WHAT YOU SHOULD DO: Wherever the word "components" appears in the entries, copy the whole line.

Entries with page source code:
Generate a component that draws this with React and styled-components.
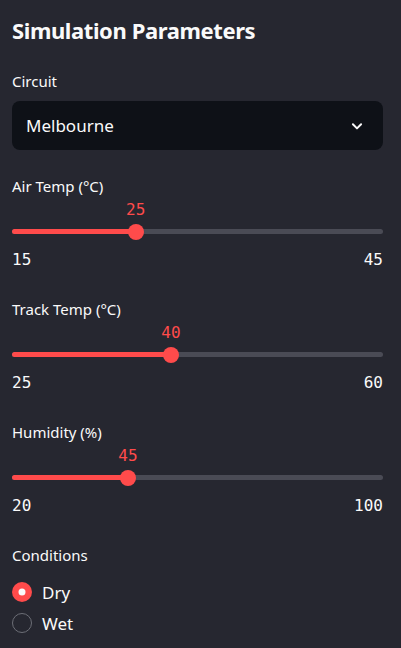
import React, { useState } from "react";
import styled, { createGlobalStyle } from "styled-components";

const GlobalStyle = createGlobalStyle`
  html, body {
    margin: 0;
    padding: 0;
    background: #262730;
  }
  body {
    font-family: "Source Sans Pro", "Noto Sans", sans-serif;
    color: #fafafa;
  }
`;

const SLIDERS = [
  { label: "Air Temp (°C)", min: 15, max: 45, value: 25 },
  { label: "Track Temp (°C)", min: 25, max: 60, value: 40 },
  { label: "Humidity (%)", min: 20, max: 100, value: 45 },
];

const App = () => {
  const [condition, setCondition] = useState("Dry");

  return (
    <Sidebar>
      <GlobalStyle />
      <Title>Simulation Parameters</Title>

      <FieldLabel>Circuit</FieldLabel>
      <Select>
        <span>Melbourne</span>
        <svg width="14" height="14" viewBox="0 0 24 24" fill="none">
          <path
            d="M5 9l7 7 7-7"
            stroke="#fafafa"
            strokeWidth="3.4"
            strokeLinecap="round"
            strokeLinejoin="round"
          />
        </svg>
      </Select>

      {SLIDERS.map((s) => {
        const pct = ((s.value - s.min) / (s.max - s.min)) * 100;
        return (
          <SliderBlock key={s.label}>
            <FieldLabel>{s.label}</FieldLabel>
            <SliderArea>
              <ValueLabel style={{ left: `${pct}%` }}>{s.value}</ValueLabel>
              <Track>
                <Fill style={{ width: `${pct}%` }} />
                <Thumb style={{ left: `${pct}%` }} />
              </Track>
            </SliderArea>
            <Ticks>
              <span>{s.min}</span>
              <span>{s.max}</span>
            </Ticks>
          </SliderBlock>
        );
      })}

      <FieldLabel>Conditions</FieldLabel>
      <RadioGroup>
        {["Dry", "Wet"].map((opt) => (
          <RadioRow key={opt} onClick={() => setCondition(opt)}>
            <RadioDot $checked={condition === opt} />
            <span>{opt}</span>
          </RadioRow>
        ))}
      </RadioGroup>
    </Sidebar>
  );
};

const Sidebar = styled.div`
  width: 401px;
  min-height: 648px;
  box-sizing: border-box;
  padding: 15px 18px 0 12px;
  background: #262730;
`;

const Title = styled.h2`
  margin: 0 0 26px;
  font-size: 22px;
  line-height: 30px;
  font-weight: 700;
  letter-spacing: -0.4px;
  color: #fafafa;
`;

const FieldLabel = styled.div`
  font-size: 15px;
  line-height: 20px;
  height: 20px;
  color: #fafafa;
`;

const Select = styled.div`
  margin-top: 10px;
  height: 49px;
  box-sizing: border-box;
  border-radius: 8px;
  background: #0e1117;
  display: flex;
  align-items: center;
  justify-content: space-between;
  padding: 0 19px 0 14px;
  font-size: 17px;
  color: #fafafa;
  margin-bottom: 26px;

  svg {
    flex-shrink: 0;
  }
`;

const SliderBlock = styled.div`
  height: 123px;
  display: flex;
  flex-direction: column;
`;

const SliderArea = styled.div`
  position: relative;
  height: 46px;
`;

const ValueLabel = styled.div`
  position: absolute;
  top: 5px;
  transform: translateX(-50%);
  font-family: "DejaVu Sans Mono", "Liberation Mono", monospace;
  font-size: 16px;
  line-height: 18px;
  color: #ff4b4b;
`;

const Track = styled.div`
  position: absolute;
  left: 0;
  right: 0;
  top: 33px;
  height: 5px;
  border-radius: 3px;
  background: #4a4b55;
`;

const Fill = styled.div`
  height: 100%;
  border-radius: 3px;
  background: #ff4b4b;
`;

const Thumb = styled.div`
  position: absolute;
  top: 50%;
  width: 16px;
  height: 16px;
  border-radius: 50%;
  background: #ff4b4b;
  transform: translate(-50%, -50%);
`;

const Ticks = styled.div`
  display: flex;
  justify-content: space-between;
  font-family: "DejaVu Sans Mono", "Liberation Mono", monospace;
  font-size: 16px;
  line-height: 20px;
  color: #fafafa;
  margin-top: 8px;
`;

const RadioGroup = styled.div`
  margin-top: 17px;
  display: flex;
  flex-direction: column;
  gap: 11px;
`;

const RadioRow = styled.label`
  display: flex;
  align-items: center;
  gap: 10px;
  height: 20px;
  font-size: 17px;
  color: #fafafa;
  cursor: pointer;
`;

const RadioDot = styled.span`
  width: 20px;
  height: 20px;
  box-sizing: border-box;
  border-radius: 50%;
  flex-shrink: 0;
  position: relative;
  background: ${(p) => (p.$checked ? "#ff4b4b" : "transparent")};
  border: ${(p) => (p.$checked ? "none" : "1px solid #6c6e76")};

  &::after {
    content: "";
    display: ${(p) => (p.$checked ? "block" : "none")};
    position: absolute;
    top: 50%;
    left: 50%;
    width: 7px;
    height: 7px;
    border-radius: 50%;
    background: #fafafa;
    transform: translate(-50%, -50%);
  }
`;

export default App;
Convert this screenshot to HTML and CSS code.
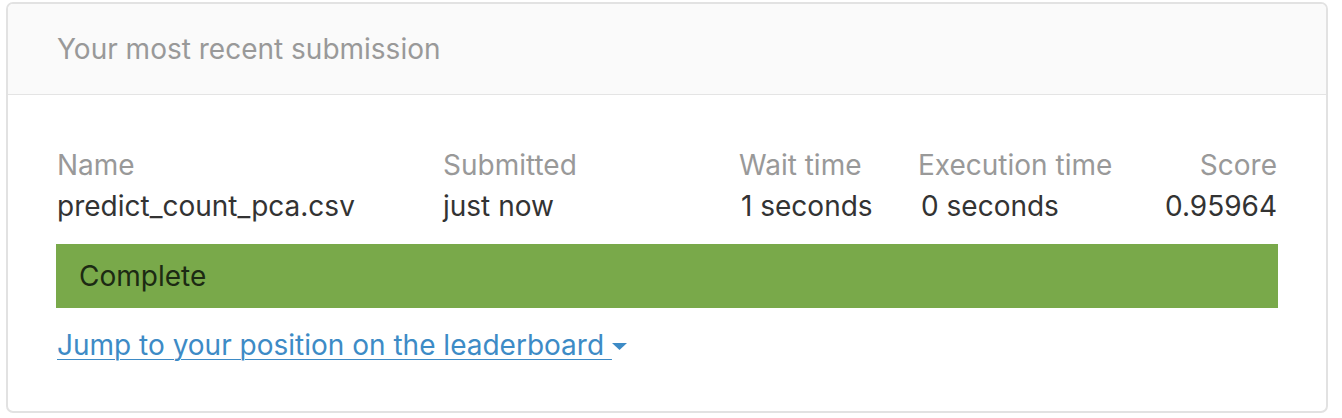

EXERCISE ANSWER:
Generate a component that draws this with React and styled-components.
import styled, { createGlobalStyle } from "styled-components";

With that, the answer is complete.